# Start of GIVEN DATA
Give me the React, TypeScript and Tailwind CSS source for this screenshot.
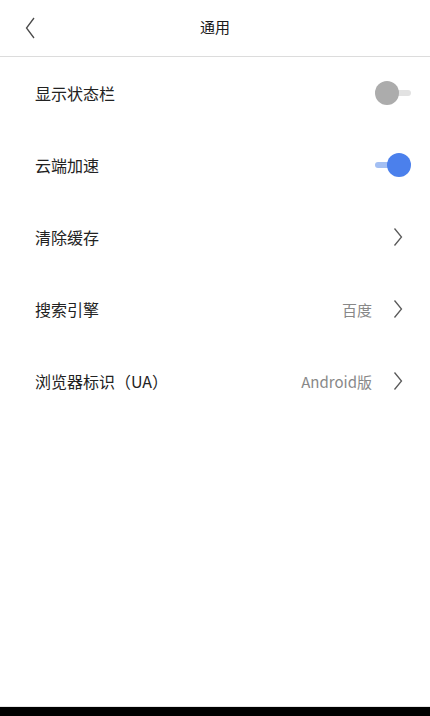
import { useState } from 'react';

type Row =
  | { kind: 'toggle'; label: string; on: boolean }
  | { kind: 'link'; label: string; value?: string };

const rows: Row[] = [
  { kind: 'toggle', label: '显示状态栏', on: false },
  { kind: 'toggle', label: '云端加速', on: true },
  { kind: 'link', label: '清除缓存' },
  { kind: 'link', label: '搜索引擎', value: '百度' },
  { kind: 'link', label: '浏览器标识（UA）', value: 'Android版' },
];

const Chevron = () => (
  <svg width="10" height="20" viewBox="0 0 10 20" fill="none" className="shrink-0">
    <polyline points="1.5,1.5 8.5,10 1.5,18.5" stroke="#5a5a5a" strokeWidth="1.3" strokeLinejoin="miter" />
  </svg>
);

const Toggle = ({ on, onClick }: { on: boolean; onClick: () => void }) => (
  <button onClick={onClick} className="relative w-[36px] h-[24px] flex items-center">
    {/* track */}
    {on ? (
      <div className="h-[6px] w-[26px] rounded-full bg-[#a3bff3]" />
    ) : (
      <div className="h-[6px] w-[26px] ml-[10px] rounded-full bg-[#e2e2e2]" />
    )}
    <div
      className={`absolute top-0 w-[24px] h-[24px] rounded-full ${
        on ? 'right-0 bg-[#4b80ec]' : 'left-0 bg-[#acacac]'
      }`}
    />
  </button>
);

export default function App() {
  const [toggles, setToggles] = useState<Record<number, boolean>>({ 0: false, 1: true });

  return (
    <div
      className="min-h-[716px] flex flex-col bg-white text-[#222]"
      style={{ fontFamily: '"Noto Sans CJK SC", "Noto Sans", sans-serif' }}
    >
      {/* Header */}
      <header className="h-[57px] flex items-center relative border-b border-[#dcdcdc]">
        <button className="absolute left-[25px] top-[17px] p-0">
          <svg width="10" height="22" viewBox="0 0 10 22" fill="none">
            <polyline points="9,1 1.5,11 9,21" stroke="#4a4a4a" strokeWidth="1.3" />
          </svg>
        </button>
        <h1 className="flex-1 text-center text-[15px] leading-none text-[#1a1a1a] -mt-[3px]">通用</h1>
      </header>

      {/* Settings list */}
      <div className="flex flex-col flex-1">
        {rows.map((row, i) => (
          <div key={i} className="h-[72px] flex items-center pl-[35px]">
            <span className="flex-1 text-[16px] leading-none">{row.label}</span>
            {row.kind === 'toggle' ? (
              <div className="pr-[19px]">
                <Toggle
                  on={toggles[i]}
                  onClick={() => setToggles((t) => ({ ...t, [i]: !t[i] }))}
                />
              </div>
            ) : (
              <div className="flex items-center pr-[27px]">
                {row.value && (
                  <span className="text-[15px] leading-none text-[#888] mr-[21px]">{row.value}</span>
                )}
                <Chevron />
              </div>
            )}
          </div>
        ))}
      </div>

      {/* Nav bar */}
      <div className="h-[1px] bg-[#e6e6e6]" />
      <div className="h-[9px] bg-black" />
    </div>
  );
}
# End of GIVEN DATA
### [THE TASK]
Please write out all the data again word for word, but not the pictures.

### [RESULT]
Give me the React, TypeScript and Tailwind CSS source for this screenshot.
import { useState } from 'react';

type Row =
  | { kind: 'toggle'; label: string; on: boolean }
  | { kind: 'link'; label: string; value?: string };

const rows: Row[] = [
  { kind: 'toggle', label: '显示状态栏', on: false },
  { kind: 'toggle', label: '云端加速', on: true },
  { kind: 'link', label: '清除缓存' },
  { kind: 'link', label: '搜索引擎', value: '百度' },
  { kind: 'link', label: '浏览器标识（UA）', value: 'Android版' },
];

const Chevron = () => (
  <svg width="10" height="20" viewBox="0 0 10 20" fill="none" className="shrink-0">
    <polyline points="1.5,1.5 8.5,10 1.5,18.5" stroke="#5a5a5a" strokeWidth="1.3" strokeLinejoin="miter" />
  </svg>
);

const Toggle = ({ on, onClick }: { on: boolean; onClick: () => void }) => (
  <button onClick={onClick} className="relative w-[36px] h-[24px] flex items-center">
    {/* track */}
    {on ? (
      <div className="h-[6px] w-[26px] rounded-full bg-[#a3bff3]" />
    ) : (
      <div className="h-[6px] w-[26px] ml-[10px] rounded-full bg-[#e2e2e2]" />
    )}
    <div
      className={`absolute top-0 w-[24px] h-[24px] rounded-full ${
        on ? 'right-0 bg-[#4b80ec]' : 'left-0 bg-[#acacac]'
      }`}
    />
  </button>
);

export default function App() {
  const [toggles, setToggles] = useState<Record<number, boolean>>({ 0: false, 1: true });

  return (
    <div
      className="min-h-[716px] flex flex-col bg-white text-[#222]"
      style={{ fontFamily: '"Noto Sans CJK SC", "Noto Sans", sans-serif' }}
    >
      {/* Header */}
      <header className="h-[57px] flex items-center relative border-b border-[#dcdcdc]">
        <button className="absolute left-[25px] top-[17px] p-0">
          <svg width="10" height="22" viewBox="0 0 10 22" fill="none">
            <polyline points="9,1 1.5,11 9,21" stroke="#4a4a4a" strokeWidth="1.3" />
          </svg>
        </button>
        <h1 className="flex-1 text-center text-[15px] leading-none text-[#1a1a1a] -mt-[3px]">通用</h1>
      </header>

      {/* Settings list */}
      <div className="flex flex-col flex-1">
        {rows.map((row, i) => (
          <div key={i} className="h-[72px] flex items-center pl-[35px]">
            <span className="flex-1 text-[16px] leading-none">{row.label}</span>
            {row.kind === 'toggle' ? (
              <div className="pr-[19px]">
                <Toggle
                  on={toggles[i]}
                  onClick={() => setToggles((t) => ({ ...t, [i]: !t[i] }))}
                />
              </div>
            ) : (
              <div className="flex items-center pr-[27px]">
                {row.value && (
                  <span className="text-[15px] leading-none text-[#888] mr-[21px]">{row.value}</span>
                )}
                <Chevron />
              </div>
            )}
          </div>
        ))}
      </div>

      {/* Nav bar */}
      <div className="h-[1px] bg-[#e6e6e6]" />
      <div className="h-[9px] bg-black" />
    </div>
  );
}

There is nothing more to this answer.